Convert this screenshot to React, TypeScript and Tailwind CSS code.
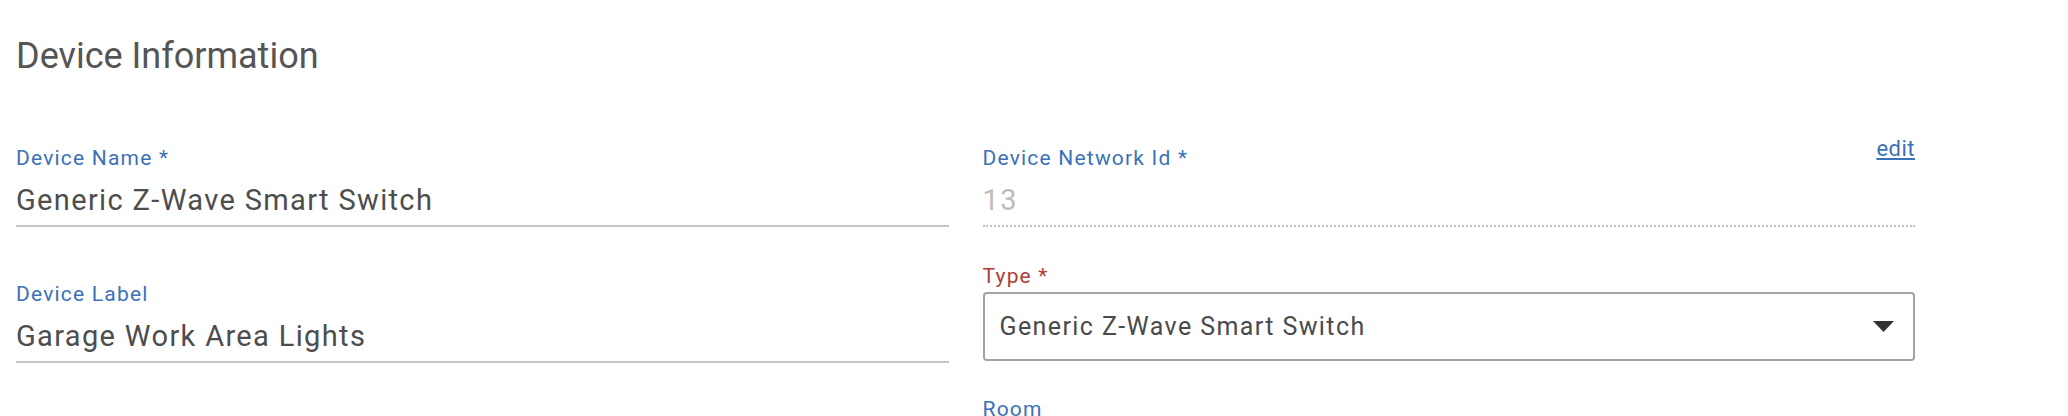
import React from 'react';

const labelCls = "block h-[24px] text-[21px] leading-[24px] tracking-[1.2px]";
const valueCls = "mt-[14px] pb-[9px] text-[29px] leading-[32px] tracking-[1.35px]";

const App = () => {
  return (
    <div className="min-h-screen bg-white font-['Roboto',sans-serif]">
      <div className="pl-[16px] pt-[35px]">
        <h2 className="text-[36px] leading-[42px] font-normal text-[#555555]">Device Information</h2>

        <div className="mt-[69px] flex w-[1899px] gap-[34px]">
          {/* left column */}
          <div className="flex flex-1 flex-col">
            <div>
              <label className={labelCls + " text-[#3b71b8]"}>Device Name *</label>
              <div className={valueCls + " border-b-2 border-[#c6c6c6] text-[#4d4d4d]"}>
                Generic Z-Wave Smart Switch
              </div>
            </div>
            <div className="mt-[55px]">
              <label className={labelCls + " text-[#3b71b8]"}>Device Label</label>
              <div className={valueCls + " border-b-2 border-[#c6c6c6] text-[#4d4d4d]"}>
                Garage Work Area Lights
              </div>
            </div>
          </div>

          {/* right column */}
          <div className="flex flex-1 flex-col">
            <div className="relative">
              <label className={labelCls + " text-[#3b71b8]"}>Device Network Id *</label>
              <a href="#" className="absolute right-0 top-[-9px] text-[22px] leading-[24px] tracking-[0.5px] text-[#3b71b8] underline">
                edit
              </a>
              <div className={valueCls + " border-b-2 border-dotted border-[#bdbdbd] text-[#bdbdbd]"}>
                13
              </div>
            </div>
            <div className="mt-[37px]">
              <label className={labelCls + " text-[#b23b3b]"}>Type *</label>
              <div className="mt-[4px] flex h-[69px] items-center justify-between rounded-[4px] border-2 border-[#a3a3a3] pl-[15px] pr-[19px]">
                <span className="text-[25px] leading-[28px] tracking-[1.4px] text-[#4a4a4a]">Generic Z-Wave Smart Switch</span>
                <svg width="21" height="11" viewBox="0 0 21 11">
                  <path d="M0 0 L21 0 L10.5 11 Z" fill="#333333" />
                </svg>
              </div>
            </div>
            <div className="mt-[36px]">
              <label className={labelCls + " text-[#3b71b8]"}>Room</label>
            </div>
          </div>
        </div>
      </div>
    </div>
  );
};

export default App;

===

• EXERCISE PROMPT: From the first line of the listing above, repeat every line through the one holding "pb-[9px] text-[29px] leading-[32px]". Both ends count, and pictures stay out.

• RESPONSE TO THIS EXERCISE:
Convert this screenshot to React, TypeScript and Tailwind CSS code.
import React from 'react';

const labelCls = "block h-[24px] text-[21px] leading-[24px] tracking-[1.2px]";
const valueCls = "mt-[14px] pb-[9px] text-[29px] leading-[32px] tracking-[1.35px]";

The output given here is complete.